* [SHORT TASK]: How many lines in the records below hold the string "table"? Please answer with the number and nothing more.

* [SUPPLIED RECORDS]:
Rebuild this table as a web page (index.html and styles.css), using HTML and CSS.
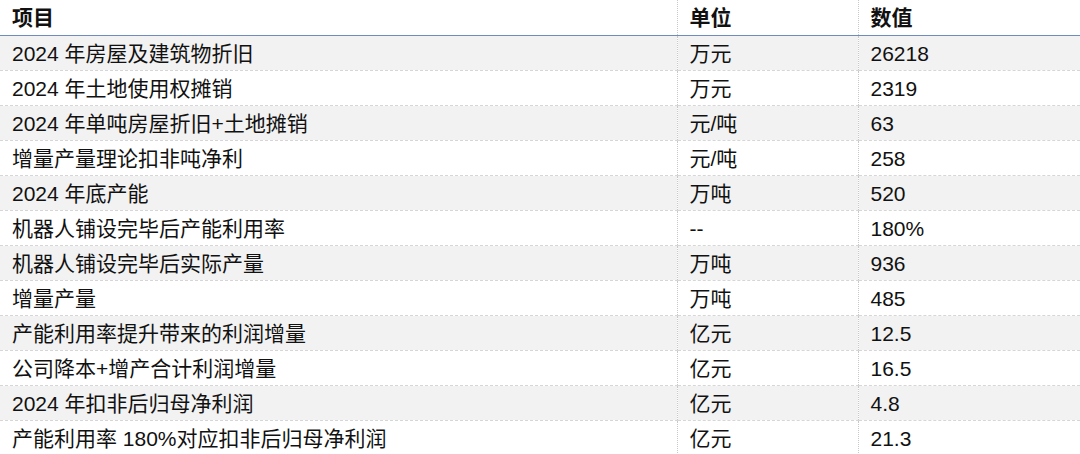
FILE: index.html
```html
<!DOCTYPE html>
<html lang="zh-CN">
<head>
<meta charset="utf-8">
<title>表</title>
<link rel="stylesheet" href="styles.css">
</head>
<body>
<table class="data">
  <colgroup>
    <col class="c1"><col class="c2"><col class="c3">
  </colgroup>
  <thead>
    <tr><th>项目</th><th>单位</th><th>数值</th></tr>
  </thead>
  <tbody>
    <tr><td>2024 年房屋及建筑物折旧</td><td>万元</td><td>26218</td></tr>
    <tr><td>2024 年土地使用权摊销</td><td>万元</td><td>2319</td></tr>
    <tr><td>2024 年单吨房屋折旧+土地摊销</td><td>元/吨</td><td>63</td></tr>
    <tr><td>增量产量理论扣非吨净利</td><td>元/吨</td><td>258</td></tr>
    <tr><td>2024 年底产能</td><td>万吨</td><td>520</td></tr>
    <tr><td>机器人铺设完毕后产能利用率</td><td>--</td><td>180%</td></tr>
    <tr><td>机器人铺设完毕后实际产量</td><td>万吨</td><td>936</td></tr>
    <tr><td>增量产量</td><td>万吨</td><td>485</td></tr>
    <tr><td>产能利用率提升带来的利润增量</td><td>亿元</td><td>12.5</td></tr>
    <tr><td>公司降本+增产合计利润增量</td><td>亿元</td><td>16.5</td></tr>
    <tr><td>2024 年扣非后归母净利润</td><td>亿元</td><td>4.8</td></tr>
    <tr><td>产能利用率 180%对应扣非后归母净利润</td><td>亿元</td><td>21.3</td></tr>
  </tbody>
</table>
</body>
</html>
```

FILE: styles.css
```css
html, body {
  margin: 0;
  padding: 0;
  background: #ffffff;
}
.data {
  width: 1080px;
  border-collapse: collapse;
  table-layout: fixed;
  font-family: "Liberation Sans", "Noto Sans CJK SC", sans-serif;
  font-size: 21px;
  color: #111111;
}
.c1 { width: 677px; }
.c2 { width: 181px; }
.c3 { width: 222px; }
.data th,
.data td {
  padding: 0 0 0 12px;
  text-align: left;
  white-space: nowrap;
  overflow: hidden;
  line-height: 1;
}
.data th {
  height: 35px;
  font-weight: bold;
  border-bottom: 1px solid #6e8cbf;
}
.data td {
  height: 34px;
  border-bottom: 1px dashed #d6d6d6;
}
.data th + th,
.data td + td {
  border-left: 1px dotted #c8c8c8;
}
.data tbody tr:nth-child(odd) td {
  background: #f2f2f2;
}
```
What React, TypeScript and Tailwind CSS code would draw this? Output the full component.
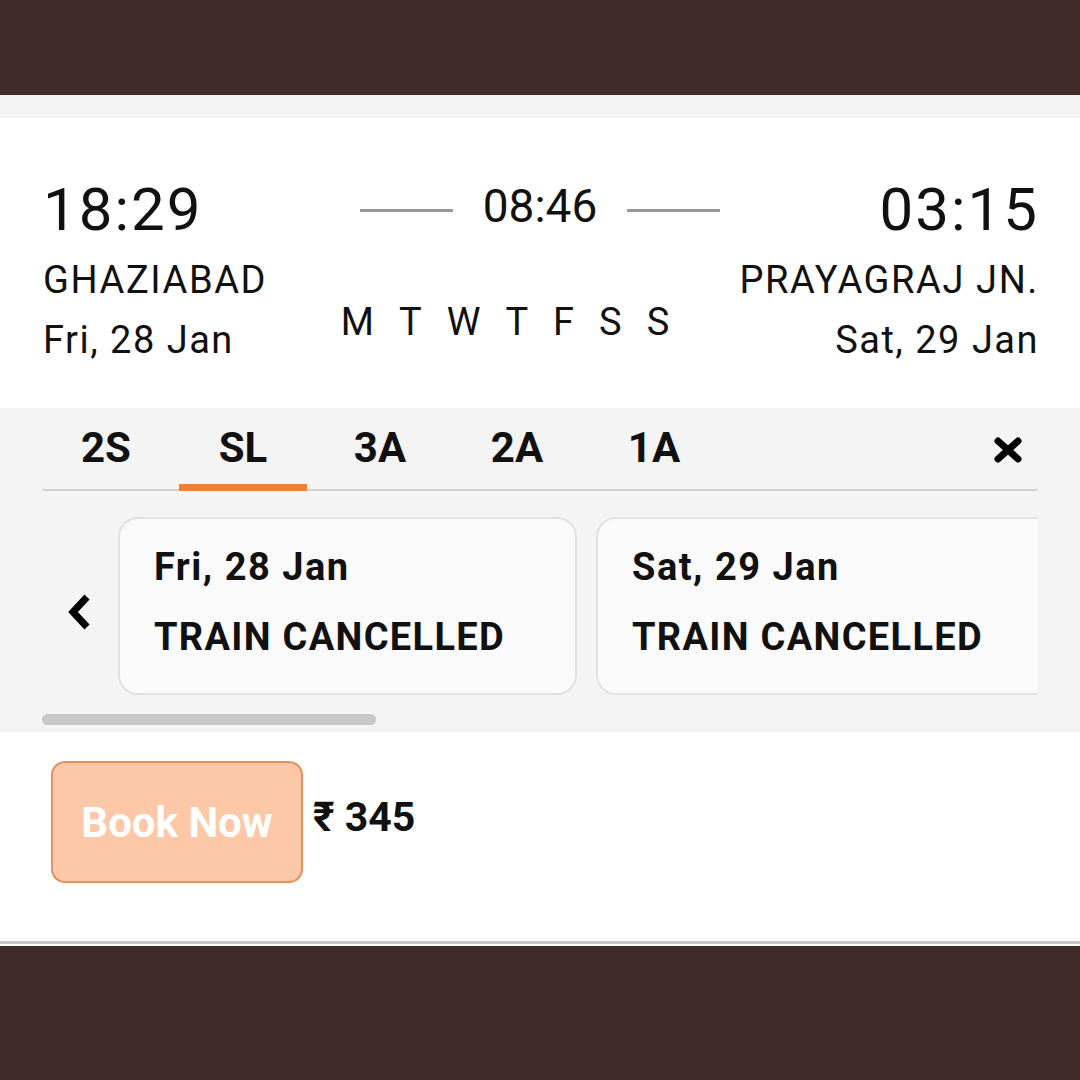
const tabs = ['2S', 'SL', '3A', '2A', '1A'];
const days = ['M', 'T', 'W', 'T', 'F', 'S', 'S'];

const cards = [
  { date: 'Fri, 28 Jan', status: 'TRAIN CANCELLED' },
  { date: 'Sat, 29 Jan', status: 'TRAIN CANCELLED' },
];

const App = () => {
  return (
    <div className="w-[1080px] h-[1080px] flex flex-col bg-[#402b2a] font-['Roboto',sans-serif] text-[#111]">
      <div className="h-[95px] shrink-0" />
      <div className="h-[23px] shrink-0 bg-[#f4f4f4]" />

      {/* journey summary */}
      <div className="h-[290px] shrink-0 bg-white px-[43px] pt-[52px] grid grid-cols-[1fr_auto_1fr]">
        <div className="flex flex-col items-start">
          <div className="text-[60px] leading-[80px] tracking-[2px]">18:29</div>
          <div className="text-[38px] leading-[44px] mt-[8px] tracking-[1.6px]">GHAZIABAD</div>
          <div className="text-[38px] leading-[44px] mt-[16px] tracking-[1.5px]">Fri, 28 Jan</div>
        </div>
        <div className="flex flex-col items-center pt-[3px]">
          <div className="flex items-center gap-[30px]">
            <div className="w-[93px] h-[3px] bg-[#999] mt-[9px]" />
            <div className="text-[46px] leading-[66px]">08:46</div>
            <div className="w-[93px] h-[3px] bg-[#999] mt-[9px]" />
          </div>
          <div className="flex gap-[25px] text-[38px] leading-[44px] mt-[61px] mr-[70px]">
            {days.map((d, i) => (
              <span key={i}>{d}</span>
            ))}
          </div>
        </div>
        <div className="flex flex-col items-end">
          <div className="text-[60px] leading-[80px] tracking-[2px] mr-[-2px]">03:15</div>
          <div className="text-[38px] leading-[44px] mt-[8px] tracking-[1.6px] mr-[-2px]">PRAYAGRAJ JN.</div>
          <div className="text-[38px] leading-[44px] mt-[16px] tracking-[1.5px] mr-[-2px]">Sat, 29 Jan</div>
        </div>
      </div>

      {/* classes + availability */}
      <div className="h-[324px] shrink-0 bg-[#f4f4f4] px-[42px] flex flex-col">
        <div className="flex items-stretch h-[83px] border-b-2 border-[#d2d2d2] rounded-b-[3px]">
          <div className="flex gap-[9px]">
            {tabs.map((t) => (
              <div
                key={t}
                className={`w-[128px] flex items-center justify-center font-bold text-[42px] border-b-[7px] mb-[-2px] pt-[3px] ${
                  t === 'SL' ? 'border-[#ec7f3a]' : 'border-transparent'
                }`}
              >
                {t}
              </div>
            ))}
          </div>
          <div className="ml-auto flex items-center pr-[15px] pt-[3px]">
            <svg width="30" height="26" viewBox="0 0 30 26">
              <path d="M5 4 L25 22 M25 4 L5 22" stroke="#000" strokeWidth="7" strokeLinecap="round" />
            </svg>
          </div>
        </div>

        <div className="flex items-center mt-[26px] overflow-hidden">
          <div className="w-[76px] shrink-0 flex justify-start pl-[24px] pt-[12px]">
            <svg width="28" height="40" viewBox="0 0 28 40">
              <path d="M21 5 L7 20 L21 35" stroke="#000" strokeWidth="7" fill="none" strokeLinejoin="miter" />
            </svg>
          </div>
          <div className="flex gap-[19px]">
            {cards.map((c) => (
              <div
                key={c.date}
                className="w-[459px] h-[178px] shrink-0 rounded-[20px] border-2 border-[#e2e2e2] bg-[#fafafa] pl-[34px] pt-[26px] flex flex-col"
              >
                <div className="font-bold text-[38px] leading-[44px] tracking-[1.5px]">{c.date}</div>
                <div className="font-bold text-[38px] leading-[44px] mt-[26px] tracking-[1.3px]">{c.status}</div>
              </div>
            ))}
          </div>
        </div>

        <div className="mt-[19px] w-[334px] h-[11px] rounded-full bg-[#c8c8c8]" />
      </div>

      {/* footer */}
      <div className="h-[209px] shrink-0 bg-white px-[51px] pt-[29px] flex items-start">
        <button className="w-[252px] h-[122px] rounded-[14px] bg-[#fcc8a8] border-2 border-[#e39160] text-white font-bold text-[42px]">
          Book Now
        </button>
        <div className="ml-[10px] mt-[32px] font-bold text-[41px] leading-[48px]">₹ 345</div>
      </div>
      <div className="h-[3px] shrink-0 bg-[#c8c8c8]" />
      <div className="h-[2px] shrink-0 bg-white" />
      <div className="flex-1" />
    </div>
  );
};

export default App;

* [RESPONSE TO THE EXERCISE]: 4